Be mindful of data privacy regulations (e.g., GDPR, CCPA) when collecting and using location data. Ensure you have proper consent mechanisms in place and that you're transparent about how you're using the data. Anonymize or pseudonymize data whenever possible to minimize privacy risks.

Operational Considerations

• Monitoring and Alerting: Build dashboards to monitor key metrics (fraud rate, false positive rate, threshold trigger rates). Set up alerts to notify your team of anomalies.
• Auditing: Log all threshold adjustments, including the reason for the adjustment and the user who made the change. This is crucial for debugging and compliance purposes.
• Rollback Mechanism: Implement a mechanism to quickly revert to previous threshold values in case of errors.
• Documentation: Document your threshold engine architecture, configuration, and adjustment logic. This will make it easier to maintain and troubleshoot the system. Also store rationales to the original choices.

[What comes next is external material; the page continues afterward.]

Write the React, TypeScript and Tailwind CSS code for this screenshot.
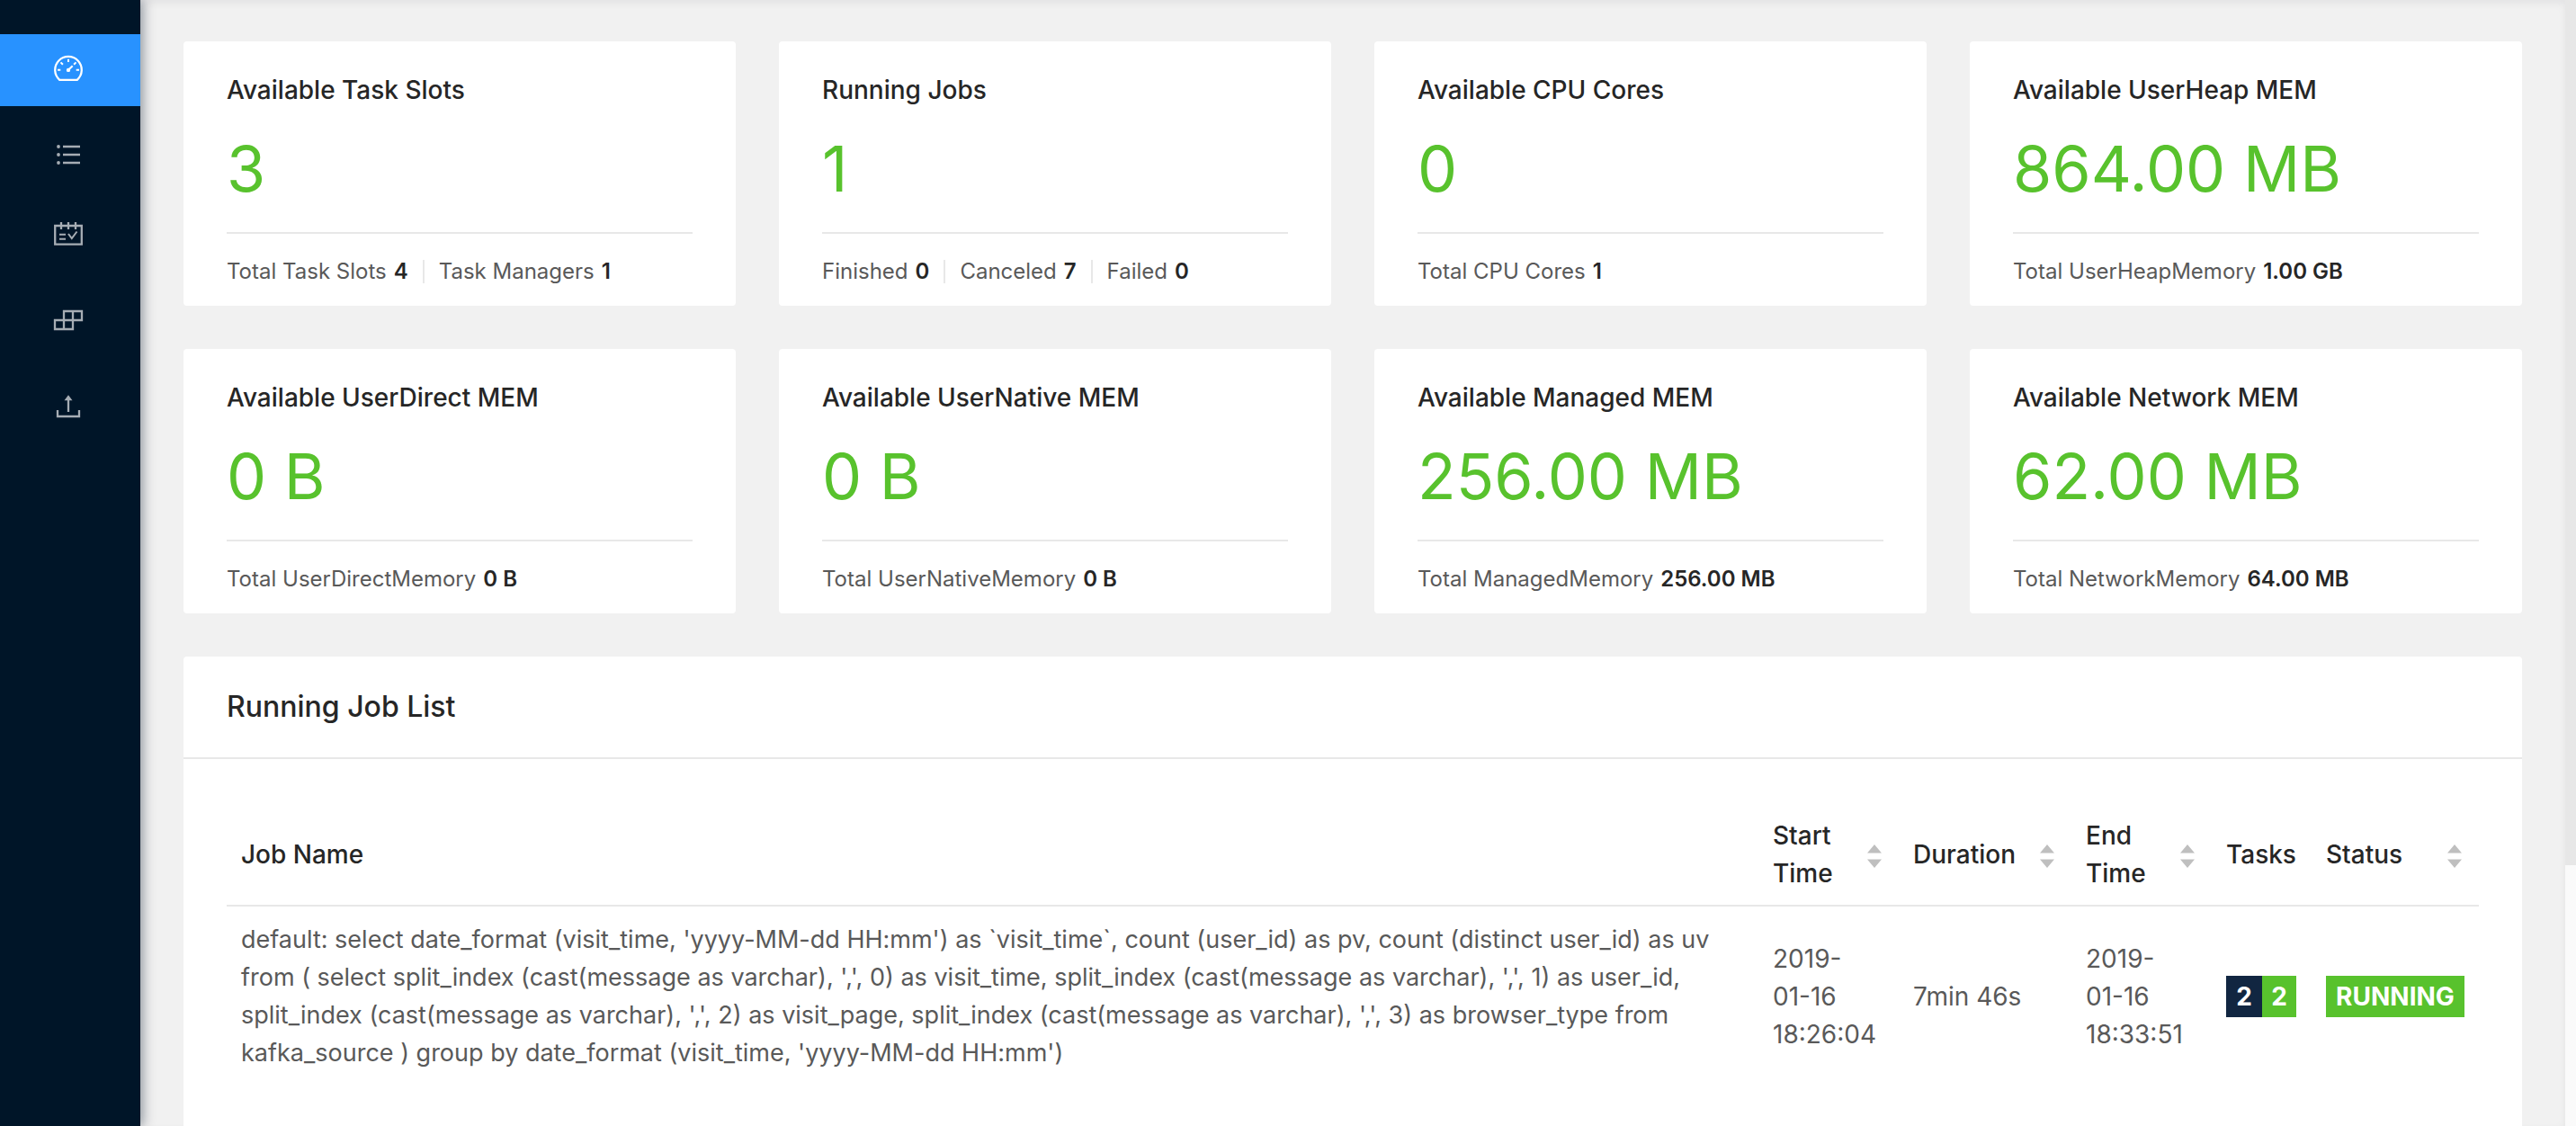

Future Directions: Adaptive Machine Learning Models

The future of location anomaly suppression lies in adaptive machine learning models that can learn and adapt to changing fraud patterns in real-time. These models can take into account a wider range of features and relationships than traditional threshold-based systems. They can also automatically identify and prioritize new fraud signals.

For example, consider building a graph-based model that represents transactions as nodes and relationships between transactions (e.g., shared IP address, billing address, shipping address) as edges. This model can then be used to identify suspicious clusters of transactions and detect emerging fraud patterns.